• Provided entries:
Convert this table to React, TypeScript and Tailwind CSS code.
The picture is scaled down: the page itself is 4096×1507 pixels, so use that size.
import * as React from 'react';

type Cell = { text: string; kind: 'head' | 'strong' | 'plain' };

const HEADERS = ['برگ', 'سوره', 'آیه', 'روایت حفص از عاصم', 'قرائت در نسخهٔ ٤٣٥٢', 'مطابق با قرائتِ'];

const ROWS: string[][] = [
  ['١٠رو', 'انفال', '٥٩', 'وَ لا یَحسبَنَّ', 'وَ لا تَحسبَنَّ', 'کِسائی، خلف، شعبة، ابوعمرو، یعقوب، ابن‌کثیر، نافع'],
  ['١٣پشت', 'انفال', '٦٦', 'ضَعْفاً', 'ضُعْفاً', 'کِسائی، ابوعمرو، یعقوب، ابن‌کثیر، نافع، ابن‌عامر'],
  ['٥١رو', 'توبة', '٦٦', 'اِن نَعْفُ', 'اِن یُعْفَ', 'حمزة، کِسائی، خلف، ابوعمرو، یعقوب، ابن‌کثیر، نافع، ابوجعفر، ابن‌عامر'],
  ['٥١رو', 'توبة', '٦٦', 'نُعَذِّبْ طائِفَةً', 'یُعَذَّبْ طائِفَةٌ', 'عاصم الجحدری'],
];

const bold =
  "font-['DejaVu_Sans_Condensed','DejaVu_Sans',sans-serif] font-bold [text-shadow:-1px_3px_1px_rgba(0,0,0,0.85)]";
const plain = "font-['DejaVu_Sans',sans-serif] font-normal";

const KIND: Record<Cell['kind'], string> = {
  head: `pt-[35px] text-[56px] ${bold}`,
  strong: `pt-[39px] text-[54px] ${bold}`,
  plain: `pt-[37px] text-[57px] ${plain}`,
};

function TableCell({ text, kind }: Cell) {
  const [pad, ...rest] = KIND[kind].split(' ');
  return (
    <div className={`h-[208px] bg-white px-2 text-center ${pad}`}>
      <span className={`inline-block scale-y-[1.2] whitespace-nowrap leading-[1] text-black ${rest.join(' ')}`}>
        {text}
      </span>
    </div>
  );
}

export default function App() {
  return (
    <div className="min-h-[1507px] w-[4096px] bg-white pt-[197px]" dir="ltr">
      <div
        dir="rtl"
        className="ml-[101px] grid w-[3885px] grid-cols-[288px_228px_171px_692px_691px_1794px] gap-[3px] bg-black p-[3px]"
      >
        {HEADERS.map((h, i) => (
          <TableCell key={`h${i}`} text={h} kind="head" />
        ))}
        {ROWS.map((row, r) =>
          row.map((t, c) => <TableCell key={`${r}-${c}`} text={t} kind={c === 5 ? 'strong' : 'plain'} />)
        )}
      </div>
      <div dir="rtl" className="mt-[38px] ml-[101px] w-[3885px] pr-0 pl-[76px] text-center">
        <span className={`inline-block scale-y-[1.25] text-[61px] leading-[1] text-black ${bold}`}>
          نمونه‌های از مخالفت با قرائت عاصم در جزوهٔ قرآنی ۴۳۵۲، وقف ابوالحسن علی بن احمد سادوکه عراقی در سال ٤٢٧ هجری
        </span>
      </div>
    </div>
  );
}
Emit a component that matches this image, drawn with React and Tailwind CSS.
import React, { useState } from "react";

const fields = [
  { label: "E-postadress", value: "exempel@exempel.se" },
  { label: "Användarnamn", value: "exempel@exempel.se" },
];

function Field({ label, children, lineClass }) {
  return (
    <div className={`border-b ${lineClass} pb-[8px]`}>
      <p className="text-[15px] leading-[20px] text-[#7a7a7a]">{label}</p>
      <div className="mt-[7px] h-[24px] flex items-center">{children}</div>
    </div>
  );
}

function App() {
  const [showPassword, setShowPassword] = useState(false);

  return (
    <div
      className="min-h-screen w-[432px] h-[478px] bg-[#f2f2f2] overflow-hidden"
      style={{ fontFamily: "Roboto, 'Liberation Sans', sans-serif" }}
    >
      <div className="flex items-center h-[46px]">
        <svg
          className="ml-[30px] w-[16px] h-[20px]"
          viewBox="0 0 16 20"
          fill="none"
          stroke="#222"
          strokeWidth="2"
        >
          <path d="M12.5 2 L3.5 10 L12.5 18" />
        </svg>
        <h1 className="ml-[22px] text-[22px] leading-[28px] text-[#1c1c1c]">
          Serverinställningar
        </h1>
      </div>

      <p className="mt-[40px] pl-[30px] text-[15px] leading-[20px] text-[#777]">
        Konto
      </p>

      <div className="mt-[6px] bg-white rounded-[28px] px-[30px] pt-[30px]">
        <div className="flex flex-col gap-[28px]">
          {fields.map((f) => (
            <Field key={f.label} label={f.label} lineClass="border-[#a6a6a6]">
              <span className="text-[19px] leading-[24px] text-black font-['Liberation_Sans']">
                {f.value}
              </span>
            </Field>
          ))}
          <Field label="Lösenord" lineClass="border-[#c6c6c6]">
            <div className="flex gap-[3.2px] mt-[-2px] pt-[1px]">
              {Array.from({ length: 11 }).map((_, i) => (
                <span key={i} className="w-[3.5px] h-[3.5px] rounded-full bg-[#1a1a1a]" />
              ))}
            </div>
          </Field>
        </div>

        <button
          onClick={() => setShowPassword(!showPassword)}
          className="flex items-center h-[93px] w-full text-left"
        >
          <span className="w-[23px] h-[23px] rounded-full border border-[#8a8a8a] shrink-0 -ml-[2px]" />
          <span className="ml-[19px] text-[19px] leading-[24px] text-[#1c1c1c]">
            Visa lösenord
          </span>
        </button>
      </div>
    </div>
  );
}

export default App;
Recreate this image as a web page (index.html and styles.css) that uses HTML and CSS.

• Your task:
Please reproduce every line of the material word for word.

• Full response:
Convert this table to React, TypeScript and Tailwind CSS code.
The picture is scaled down: the page itself is 4096×1507 pixels, so use that size.
import * as React from 'react';

type Cell = { text: string; kind: 'head' | 'strong' | 'plain' };

const HEADERS = ['برگ', 'سوره', 'آیه', 'روایت حفص از عاصم', 'قرائت در نسخهٔ ٤٣٥٢', 'مطابق با قرائتِ'];

const ROWS: string[][] = [
  ['١٠رو', 'انفال', '٥٩', 'وَ لا یَحسبَنَّ', 'وَ لا تَحسبَنَّ', 'کِسائی، خلف، شعبة، ابوعمرو، یعقوب، ابن‌کثیر، نافع'],
  ['١٣پشت', 'انفال', '٦٦', 'ضَعْفاً', 'ضُعْفاً', 'کِسائی، ابوعمرو، یعقوب، ابن‌کثیر، نافع، ابن‌عامر'],
  ['٥١رو', 'توبة', '٦٦', 'اِن نَعْفُ', 'اِن یُعْفَ', 'حمزة، کِسائی، خلف، ابوعمرو، یعقوب، ابن‌کثیر، نافع، ابوجعفر، ابن‌عامر'],
  ['٥١رو', 'توبة', '٦٦', 'نُعَذِّبْ طائِفَةً', 'یُعَذَّبْ طائِفَةٌ', 'عاصم الجحدری'],
];

const bold =
  "font-['DejaVu_Sans_Condensed','DejaVu_Sans',sans-serif] font-bold [text-shadow:-1px_3px_1px_rgba(0,0,0,0.85)]";
const plain = "font-['DejaVu_Sans',sans-serif] font-normal";

const KIND: Record<Cell['kind'], string> = {
  head: `pt-[35px] text-[56px] ${bold}`,
  strong: `pt-[39px] text-[54px] ${bold}`,
  plain: `pt-[37px] text-[57px] ${plain}`,
};

function TableCell({ text, kind }: Cell) {
  const [pad, ...rest] = KIND[kind].split(' ');
  return (
    <div className={`h-[208px] bg-white px-2 text-center ${pad}`}>
      <span className={`inline-block scale-y-[1.2] whitespace-nowrap leading-[1] text-black ${rest.join(' ')}`}>
        {text}
      </span>
    </div>
  );
}

export default function App() {
  return (
    <div className="min-h-[1507px] w-[4096px] bg-white pt-[197px]" dir="ltr">
      <div
        dir="rtl"
        className="ml-[101px] grid w-[3885px] grid-cols-[288px_228px_171px_692px_691px_1794px] gap-[3px] bg-black p-[3px]"
      >
        {HEADERS.map((h, i) => (
          <TableCell key={`h${i}`} text={h} kind="head" />
        ))}
        {ROWS.map((row, r) =>
          row.map((t, c) => <TableCell key={`${r}-${c}`} text={t} kind={c === 5 ? 'strong' : 'plain'} />)
        )}
      </div>
      <div dir="rtl" className="mt-[38px] ml-[101px] w-[3885px] pr-0 pl-[76px] text-center">
        <span className={`inline-block scale-y-[1.25] text-[61px] leading-[1] text-black ${bold}`}>
          نمونه‌های از مخالفت با قرائت عاصم در جزوهٔ قرآنی ۴۳۵۲، وقف ابوالحسن علی بن احمد سادوکه عراقی در سال ٤٢٧ هجری
        </span>
      </div>
    </div>
  );
}
Emit a component that matches this image, drawn with React and Tailwind CSS.
import React, { useState } from "react";

const fields = [
  { label: "E-postadress", value: "exempel@exempel.se" },
  { label: "Användarnamn", value: "exempel@exempel.se" },
];

function Field({ label, children, lineClass }) {
  return (
    <div className={`border-b ${lineClass} pb-[8px]`}>
      <p className="text-[15px] leading-[20px] text-[#7a7a7a]">{label}</p>
      <div className="mt-[7px] h-[24px] flex items-center">{children}</div>
    </div>
  );
}

function App() {
  const [showPassword, setShowPassword] = useState(false);

  return (
    <div
      className="min-h-screen w-[432px] h-[478px] bg-[#f2f2f2] overflow-hidden"
      style={{ fontFamily: "Roboto, 'Liberation Sans', sans-serif" }}
    >
      <div className="flex items-center h-[46px]">
        <svg
          className="ml-[30px] w-[16px] h-[20px]"
          viewBox="0 0 16 20"
          fill="none"
          stroke="#222"
          strokeWidth="2"
        >
          <path d="M12.5 2 L3.5 10 L12.5 18" />
        </svg>
        <h1 className="ml-[22px] text-[22px] leading-[28px] text-[#1c1c1c]">
          Serverinställningar
        </h1>
      </div>

      <p className="mt-[40px] pl-[30px] text-[15px] leading-[20px] text-[#777]">
        Konto
      </p>

      <div className="mt-[6px] bg-white rounded-[28px] px-[30px] pt-[30px]">
        <div className="flex flex-col gap-[28px]">
          {fields.map((f) => (
            <Field key={f.label} label={f.label} lineClass="border-[#a6a6a6]">
              <span className="text-[19px] leading-[24px] text-black font-['Liberation_Sans']">
                {f.value}
              </span>
            </Field>
          ))}
          <Field label="Lösenord" lineClass="border-[#c6c6c6]">
            <div className="flex gap-[3.2px] mt-[-2px] pt-[1px]">
              {Array.from({ length: 11 }).map((_, i) => (
                <span key={i} className="w-[3.5px] h-[3.5px] rounded-full bg-[#1a1a1a]" />
              ))}
            </div>
          </Field>
        </div>

        <button
          onClick={() => setShowPassword(!showPassword)}
          className="flex items-center h-[93px] w-full text-left"
        >
          <span className="w-[23px] h-[23px] rounded-full border border-[#8a8a8a] shrink-0 -ml-[2px]" />
          <span className="ml-[19px] text-[19px] leading-[24px] text-[#1c1c1c]">
            Visa lösenord
          </span>
        </button>
      </div>
    </div>
  );
}

export default App;
Recreate this image as a web page (index.html and styles.css) that uses HTML and CSS.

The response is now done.